Peter Jakob Kühn - Sankt Nikolaus 2017

We drink from the Rheingau a bottle of Riesling GG Sankt Nikolaus 2017 from Peter Jakob Kühn.

It was time again and the desire for Riesling has struck. I have already written several times that this happens rather rarely at the moment and we actually drink relatively little Riesling, but when it is that time again, then it must be Riesling. Like now. The bottle of choice today comes from the Rheingau from the winery Peter Jakob Kühn. Now in the tenth generation, Peter Bernhard and Viktoria Kühn are responsible for the winery. The vineyards around Östrich-Winkel, which is located between Wiesbaden and Rüdesheim directly on the Rhine, have long been farmed biodynamically and are planted primarily with Riesling. The grapes for today’s wine were grown in the 2017 vintage in the Mittelheimer Sankt Nikolaus vineyard, a site practically directly on the Rhine with a slight southern exposure, which is designated by the VDP as a Grosse Lage. The vines, which are up to 65 years old, stand here on chalky and sandy loess soil. After hand-harvesting, the grapes are whole cluster pressed and, after spontaneous fermentation, aged for 16 months in very large (Stückfass) and slightly smaller barrels (Halbstückfass).

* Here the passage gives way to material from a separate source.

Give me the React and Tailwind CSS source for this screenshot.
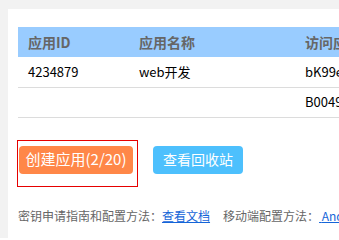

The wine has lots of minerality and seems very dense right after opening. There’s yellow fruit, minimal ripeness and a tiny bit of alcohol bite. It’s extremely exciting, but not necessarily charming. It resists a bit and doesn’t really want to come out of its shell yet either. However, the structure on the tongue is very strong right from the start. This settles on the tongue and then stays there along with a fair amount of citrus. The nose softens a bit and opens up after the first sip and the boozy stuff is completely gone. And there’s a slight bitter note coming out the very back. This is a wine for considerably more than one evening.

A day later, the Riesling feels a bit more open. There’s minimal creaminess that makes everything much more approachable right away. And where the nose has softened a bit, there is now significantly more draw on the tongue. The acidity seems brighter and has become much juicier, so that it really tightens your cheeks and you actually need another sip right away. I wouldn’t go so far as to say that the wine has become a flatterer, but there is a good bit less resistance without losing any of the tension. I’m really glad I opened this bottle. It has exactly what I’m looking for when Rieslinglust strikes, and if you have the muse and time to deal with it, this is an extremely strong wine. If one has no desire and time as well, of course, but then that would not quite do justice to the wine.

Out of interest, I still wanted to know how this would continue and we left a small remainder in the bottle in the fridge for two more days and then tasted it now on day 4 after opening. And the development has continued exactly the same. There’s an unexpected amount of creaminess in the wine now, the bottle maturity comes out a bit more and the acidity feels softer again. This is at the same time the same wine as three days ago and yet a very different wine. There’s more yellow fruit, some limoncello, the stone and the spice and everything is in perfect harmony with each other now. And also in the mouth the acidity seems more mature, the citrus has moved more towards grapefruit, the juiciness still fully there. Really, really good and will probably remain so for quite a while.